● PROVIDED DATA
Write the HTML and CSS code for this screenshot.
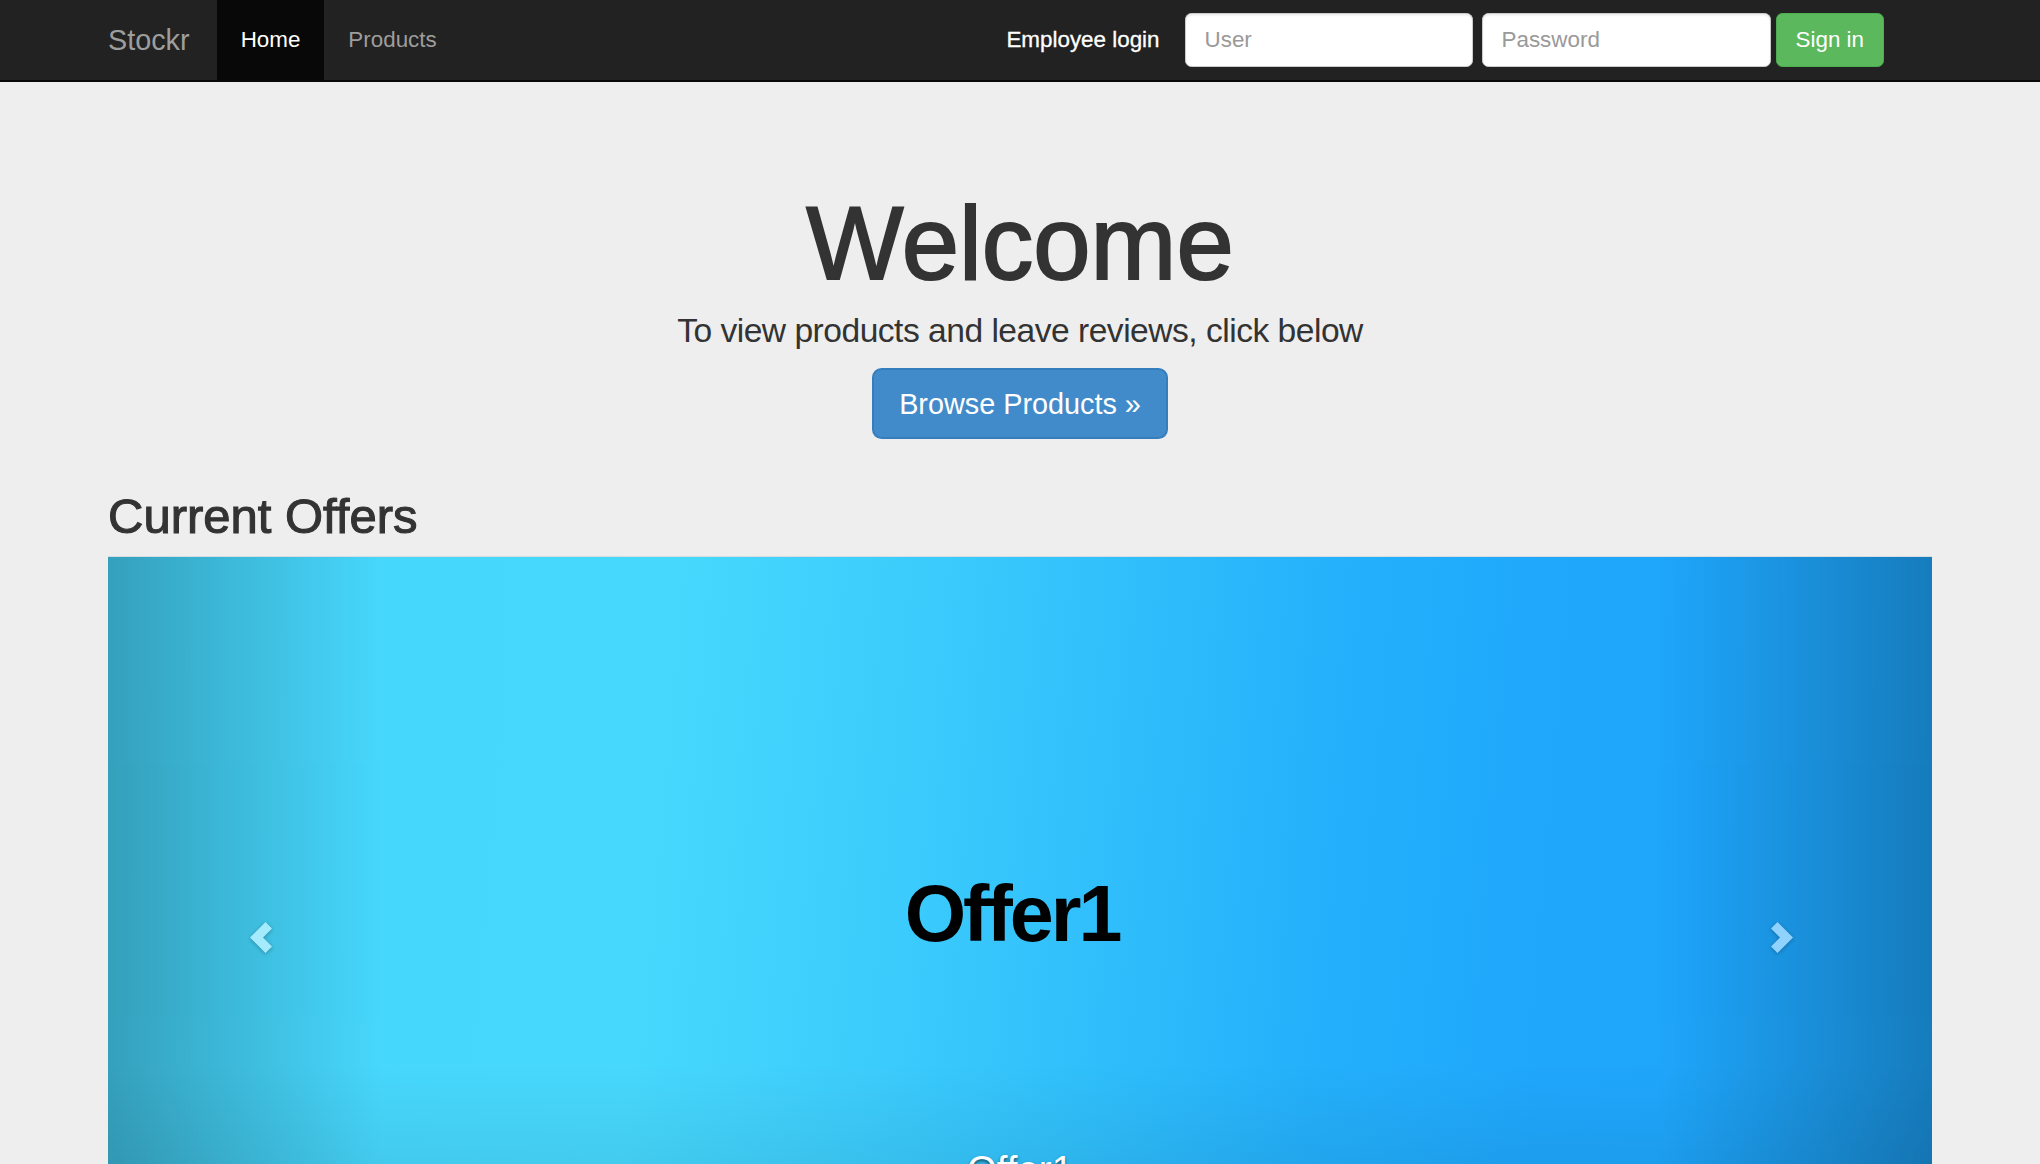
FILE: index.html
```html
<!DOCTYPE html>
<html lang="en">
<head>
<meta charset="utf-8">
<title>Stockr</title>
<link rel="stylesheet" href="styles.css">
</head>
<body>
<div class="page">
  <nav class="navbar">
    <div class="nav-inner">
      <div class="nav-left">
        <a class="brand" href="#">Stockr</a>
        <ul class="nav-links">
          <li class="active"><a href="#">Home</a></li>
          <li><a href="#">Products</a></li>
        </ul>
      </div>
      <form class="login">
        <span class="login-label">Employee login</span>
        <input class="field field-user" type="text" placeholder="User">
        <input class="field field-pass" type="password" placeholder="Password">
        <button class="btn-signin" type="button">Sign in</button>
      </form>
    </div>
  </nav>

  <main class="content">
    <section class="hero">
      <h1 class="hero-title">Welcome</h1>
      <p class="hero-sub">To view products and leave reviews, click below</p>
      <a class="btn-browse" href="#">Browse Products &raquo;</a>
    </section>

    <section class="offers">
      <h2 class="offers-title">Current Offers</h2>
      <div class="carousel">
        <div class="slide">
          <span class="slide-text">Offer1</span>
        </div>
        <a class="control control-left" href="#">
          <svg class="chev chev-left" width="22" height="31" viewBox="0 0 22 31"><polygon points="0,15.5 15.5,0 22,6.5 13,15.5 22,24.5 15.5,31" fill="#fff"/></svg>
        </a>
        <a class="control control-right" href="#">
          <svg class="chev chev-right" width="22" height="31" viewBox="0 0 22 31"><polygon points="22,15.5 6.5,0 0,6.5 9,15.5 0,24.5 6.5,31" fill="#fff"/></svg>
        </a>
        <div class="caption">
          <h3 class="caption-title">Offer1</h3>
        </div>
      </div>
    </section>
  </main>
</div>
</body>
</html>
```

FILE: styles.css
```css
* { box-sizing: border-box; }

html, body {
  margin: 0;
  padding: 0;
}

body {
  background: #eeeeee;
  font-family: "Liberation Sans", Arial, Helvetica, sans-serif;
  color: #333333;
}

.page {
  height: 100vh;
  overflow: hidden;
}

/* ---------- Navbar ---------- */
.navbar {
  background: #222222;
  border-bottom: 2px solid #080808;
  height: 82px;
}

.nav-inner {
  width: 1872px;
  margin: 0 auto;
  padding: 0 24px;
  height: 80px;
  display: flex;
  justify-content: space-between;
  align-items: center;
}

.nav-left {
  display: flex;
  align-items: stretch;
  height: 80px;
}

.brand {
  margin-left: -24px;
  padding: 24px 27px 24px 24px;
  font-size: 28.8px;
  line-height: 32px;
  color: #9d9d9d;
  text-decoration: none;
}

.nav-links {
  list-style: none;
  margin: 0;
  padding: 0;
  display: flex;
}

.nav-links a {
  display: block;
  padding: 24px;
  font-size: 22.4px;
  line-height: 32px;
  color: #9d9d9d;
  text-decoration: none;
}

.nav-links .active a {
  background: #080808;
  color: #ffffff;
}

.login {
  display: flex;
  align-items: center;
  margin: 0 48px 0 0;
}

.login-label {
  font-size: 22.4px;
  line-height: 32px;
  color: #ffffff;
  margin-right: 25px;
  -webkit-text-stroke: 0.3px #ffffff;
}

.field {
  width: 288px;
  height: 54px;
  padding: 9px 19px;
  font-family: "Liberation Sans", Arial, Helvetica, sans-serif;
  font-size: 22.4px;
  color: #555555;
  background: #ffffff;
  border: 1.6px solid #cccccc;
  border-radius: 6.4px;
  box-shadow: inset 0 1.6px 1.6px rgba(0, 0, 0, 0.075);
  outline: none;
}

.field::placeholder { color: #999999; }

.field-pass {
  width: 289px;
  margin-left: 9px;
}

.btn-signin {
  margin-left: 5px;
  height: 54px;
  padding: 0 19px;
  font-family: "Liberation Sans", Arial, Helvetica, sans-serif;
  font-size: 22.4px;
  color: #ffffff;
  background: #5cb85c;
  border: 1.6px solid #4cae4c;
  border-radius: 6.4px;
}

/* ---------- Hero ---------- */
.hero {
  display: flex;
  flex-direction: column;
  align-items: center;
  padding-top: 106px;
  text-align: center;
}

.hero-title {
  margin: 0 0 8px;
  font-size: 103px;
  line-height: 111px;
  font-weight: 500;
  color: #333333;
  -webkit-text-stroke: 2px #333333;
}

.hero-sub {
  margin: 0 0 13px;
  font-size: 33.6px;
  line-height: 48px;
  letter-spacing: -0.5px;
  color: #333333;
}

.btn-browse {
  display: inline-block;
  padding: 14.5px 25.6px;
  font-size: 28.8px;
  line-height: 38.4px;
  color: #ffffff;
  background: #428bca;
  border: 2px solid #357ebd;
  border-radius: 9.6px;
  text-decoration: none;
}

/* ---------- Offers ---------- */
.offers {
  width: 1824px;
  margin: 0 auto;
}

.offers-title {
  margin: 49.7px 0 14px;
  font-size: 49px;
  line-height: 54px;
  font-weight: 500;
  color: #333333;
  -webkit-text-stroke: 1.1px #333333;
}

.carousel {
  position: relative;
  height: 744px;
  overflow: hidden;
  box-shadow: 0 -1px 0 #d6dde1;
}

.slide {
  height: 100%;
  display: flex;
  align-items: center;
  justify-content: center;
  padding: 0 16px 30px 0;
  background:
    linear-gradient(to bottom, rgba(0, 0, 0, 0) 68%, rgba(0, 0, 0, 0.07) 84%),
    linear-gradient(95deg, #46d6fc 0%, #47d8fd 30%, #3cccfc 43%, #2fbefb 55%, #24b0fb 66%, #1fa7fc 78%, #1da5fc 100%);
}

.slide-text {
  font-size: 79px;
  font-weight: 700;
  letter-spacing: -3px;
  color: #000000;
}

.control {
  position: absolute;
  top: 0;
  bottom: 0;
  width: 15%;
  opacity: 0.5;
}

.control-left {
  left: 0;
  background-image: linear-gradient(to right, rgba(0, 0, 0, 0.5) 0%, rgba(0, 0, 0, 0.0001) 100%);
}

.control-right {
  right: 0;
  background-image: linear-gradient(to right, rgba(0, 0, 0, 0.0001) 0%, rgba(0, 0, 0, 0.5) 100%);
}

.chev {
  position: absolute;
  top: 365px;
  filter: drop-shadow(0 1.6px 2px rgba(0, 0, 0, 0.6));
}

.chev-left { left: 142px; }
.chev-right { right: 139px; }

.caption {
  position: absolute;
  top: 592px;
  left: 20%;
  right: 20%;
  text-align: center;
  color: #ffffff;
  text-shadow: 0 1.6px 3.2px rgba(0, 0, 0, 0.6);
}

.caption-title {
  margin: 0;
  font-size: 38.4px;
  line-height: 42px;
  font-weight: 500;
}
```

● WHAT IS NEEDED
Omit pictures; set down the rest of the material word for word.

● RIGHT ANSWER
Write the HTML and CSS code for this screenshot.
FILE: index.html
```html
<!DOCTYPE html>
<html lang="en">
<head>
<meta charset="utf-8">
<title>Stockr</title>
<link rel="stylesheet" href="styles.css">
</head>
<body>
<div class="page">
  <nav class="navbar">
    <div class="nav-inner">
      <div class="nav-left">
        <a class="brand" href="#">Stockr</a>
        <ul class="nav-links">
          <li class="active"><a href="#">Home</a></li>
          <li><a href="#">Products</a></li>
        </ul>
      </div>
      <form class="login">
        <span class="login-label">Employee login</span>
        <input class="field field-user" type="text" placeholder="User">
        <input class="field field-pass" type="password" placeholder="Password">
        <button class="btn-signin" type="button">Sign in</button>
      </form>
    </div>
  </nav>

  <main class="content">
    <section class="hero">
      <h1 class="hero-title">Welcome</h1>
      <p class="hero-sub">To view products and leave reviews, click below</p>
      <a class="btn-browse" href="#">Browse Products &raquo;</a>
    </section>

    <section class="offers">
      <h2 class="offers-title">Current Offers</h2>
      <div class="carousel">
        <div class="slide">
          <span class="slide-text">Offer1</span>
        </div>
        <a class="control control-left" href="#">
          <svg class="chev chev-left" width="22" height="31" viewBox="0 0 22 31"><polygon points="0,15.5 15.5,0 22,6.5 13,15.5 22,24.5 15.5,31" fill="#fff"/></svg>
        </a>
        <a class="control control-right" href="#">
          <svg class="chev chev-right" width="22" height="31" viewBox="0 0 22 31"><polygon points="22,15.5 6.5,0 0,6.5 9,15.5 0,24.5 6.5,31" fill="#fff"/></svg>
        </a>
        <div class="caption">
          <h3 class="caption-title">Offer1</h3>
        </div>
      </div>
    </section>
  </main>
</div>
</body>
</html>
```

FILE: styles.css
```css
* { box-sizing: border-box; }

html, body {
  margin: 0;
  padding: 0;
}

body {
  background: #eeeeee;
  font-family: "Liberation Sans", Arial, Helvetica, sans-serif;
  color: #333333;
}

.page {
  height: 100vh;
  overflow: hidden;
}

/* ---------- Navbar ---------- */
.navbar {
  background: #222222;
  border-bottom: 2px solid #080808;
  height: 82px;
}

.nav-inner {
  width: 1872px;
  margin: 0 auto;
  padding: 0 24px;
  height: 80px;
  display: flex;
  justify-content: space-between;
  align-items: center;
}

.nav-left {
  display: flex;
  align-items: stretch;
  height: 80px;
}

.brand {
  margin-left: -24px;
  padding: 24px 27px 24px 24px;
  font-size: 28.8px;
  line-height: 32px;
  color: #9d9d9d;
  text-decoration: none;
}

.nav-links {
  list-style: none;
  margin: 0;
  padding: 0;
  display: flex;
}

.nav-links a {
  display: block;
  padding: 24px;
  font-size: 22.4px;
  line-height: 32px;
  color: #9d9d9d;
  text-decoration: none;
}

.nav-links .active a {
  background: #080808;
  color: #ffffff;
}

.login {
  display: flex;
  align-items: center;
  margin: 0 48px 0 0;
}

.login-label {
  font-size: 22.4px;
  line-height: 32px;
  color: #ffffff;
  margin-right: 25px;
  -webkit-text-stroke: 0.3px #ffffff;
}

.field {
  width: 288px;
  height: 54px;
  padding: 9px 19px;
  font-family: "Liberation Sans", Arial, Helvetica, sans-serif;
  font-size: 22.4px;
  color: #555555;
  background: #ffffff;
  border: 1.6px solid #cccccc;
  border-radius: 6.4px;
  box-shadow: inset 0 1.6px 1.6px rgba(0, 0, 0, 0.075);
  outline: none;
}

.field::placeholder { color: #999999; }

.field-pass {
  width: 289px;
  margin-left: 9px;
}

.btn-signin {
  margin-left: 5px;
  height: 54px;
  padding: 0 19px;
  font-family: "Liberation Sans", Arial, Helvetica, sans-serif;
  font-size: 22.4px;
  color: #ffffff;
  background: #5cb85c;
  border: 1.6px solid #4cae4c;
  border-radius: 6.4px;
}

/* ---------- Hero ---------- */
.hero {
  display: flex;
  flex-direction: column;
  align-items: center;
  padding-top: 106px;
  text-align: center;
}

.hero-title {
  margin: 0 0 8px;
  font-size: 103px;
  line-height: 111px;
  font-weight: 500;
  color: #333333;
  -webkit-text-stroke: 2px #333333;
}

.hero-sub {
  margin: 0 0 13px;
  font-size: 33.6px;
  line-height: 48px;
  letter-spacing: -0.5px;
  color: #333333;
}

.btn-browse {
  display: inline-block;
  padding: 14.5px 25.6px;
  font-size: 28.8px;
  line-height: 38.4px;
  color: #ffffff;
  background: #428bca;
  border: 2px solid #357ebd;
  border-radius: 9.6px;
  text-decoration: none;
}

/* ---------- Offers ---------- */
.offers {
  width: 1824px;
  margin: 0 auto;
}

.offers-title {
  margin: 49.7px 0 14px;
  font-size: 49px;
  line-height: 54px;
  font-weight: 500;
  color: #333333;
  -webkit-text-stroke: 1.1px #333333;
}

.carousel {
  position: relative;
  height: 744px;
  overflow: hidden;
  box-shadow: 0 -1px 0 #d6dde1;
}

.slide {
  height: 100%;
  display: flex;
  align-items: center;
  justify-content: center;
  padding: 0 16px 30px 0;
  background:
    linear-gradient(to bottom, rgba(0, 0, 0, 0) 68%, rgba(0, 0, 0, 0.07) 84%),
    linear-gradient(95deg, #46d6fc 0%, #47d8fd 30%, #3cccfc 43%, #2fbefb 55%, #24b0fb 66%, #1fa7fc 78%, #1da5fc 100%);
}

.slide-text {
  font-size: 79px;
  font-weight: 700;
  letter-spacing: -3px;
  color: #000000;
}

.control {
  position: absolute;
  top: 0;
  bottom: 0;
  width: 15%;
  opacity: 0.5;
}

.control-left {
  left: 0;
  background-image: linear-gradient(to right, rgba(0, 0, 0, 0.5) 0%, rgba(0, 0, 0, 0.0001) 100%);
}

.control-right {
  right: 0;
  background-image: linear-gradient(to right, rgba(0, 0, 0, 0.0001) 0%, rgba(0, 0, 0, 0.5) 100%);
}

.chev {
  position: absolute;
  top: 365px;
  filter: drop-shadow(0 1.6px 2px rgba(0, 0, 0, 0.6));
}

.chev-left { left: 142px; }
.chev-right { right: 139px; }

.caption {
  position: absolute;
  top: 592px;
  left: 20%;
  right: 20%;
  text-align: center;
  color: #ffffff;
  text-shadow: 0 1.6px 3.2px rgba(0, 0, 0, 0.6);
}

.caption-title {
  margin: 0;
  font-size: 38.4px;
  line-height: 42px;
  font-weight: 500;
}
```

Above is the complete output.